54. We thus make it abundantly clear that in case of such an option exercised by the defendant who filed an independent suit, whatever be the nature of reliefs, the claim petition under the RDB Act would continue to proceed expeditiously in terms of the procedure established therein to come to a conclusion whether a debt is due to a bank and/or financial institution and whether a recovery certificate ought to be issued in that behalf.
55. We may say that if the legislature were to think otherwise, nothing prevented the legislature nor prevents it now from making suitable amendments in the RDB Act to meet such a scenario.
56. In view of the discussion aforesaid, the questions framed above are to be answered as under:
(c) Is the jurisdiction of a Civil Court to try a suit filed by a borrower against a Bank or Financial Institution ousted by virtue of the scheme of the RDB Act in relation to the proceedings for recovery of debt by a Bank or Financial Institution?
The aforesaid question ought to be answered first and is answered in the negative.
(a) Whether an independent suit filed by a borrower against a Bank or Financial Institution, which has applied for recovery of its loan against the plaintiff under the RDB Act, is liable to be transferred and tried along with the application under the RDB Act by the DRT?
In the absence of any such power existing in the Civil Court, an independent suit filed by the borrower against the bank or financial institution cannot be transferred to be tried along with application under the RDB Act, as it is a matter of option of the defendant in the claim under the RDB Act.
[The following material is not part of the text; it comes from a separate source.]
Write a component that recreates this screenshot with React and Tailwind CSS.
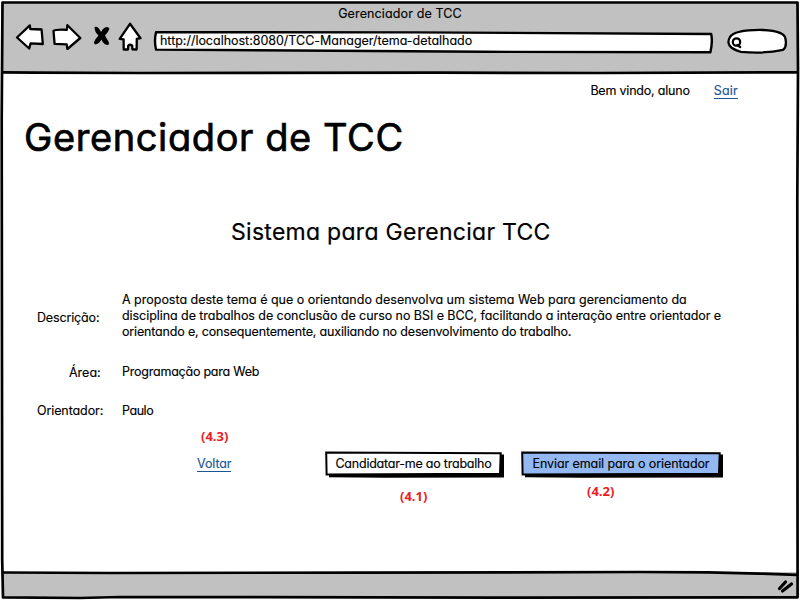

However, the proceedings under the RDB Act will not be impeded in any manner by filing of a separate suit before the Civil Court.
(b) If the answer is in the affirmative, can such transfer be ordered by a court only with the consent of the plaintiff?
Since there is no such power with the Civil Court, there is no question of transfer of the suit whether by consent or otherwise.
57. The aforesaid takes care of the reference.
58. Now coming to the factual scenario of the case. The fact is that the proceedings under the RDB Act in any case have reached a culmination with satisfaction of the claim and, thus, no proceedings instituted by the appellant are pending before the DRT. As for the suit, there is no question of a counterclaim or a transfer or any other manner other than trial of the suit instituted by the respondent. In fact, some part of the claim of the bank was not even allowed and some adjustments were directed to be made. Even thereafter so far as any other claims of the respondent are concerned, DRT in terms of the order dated 19.05.2003 permitted the respondent to pursue the remedy in accordance with law – which can only mean the civil proceedings. Thus, the suit is liable to proceed accordingly.”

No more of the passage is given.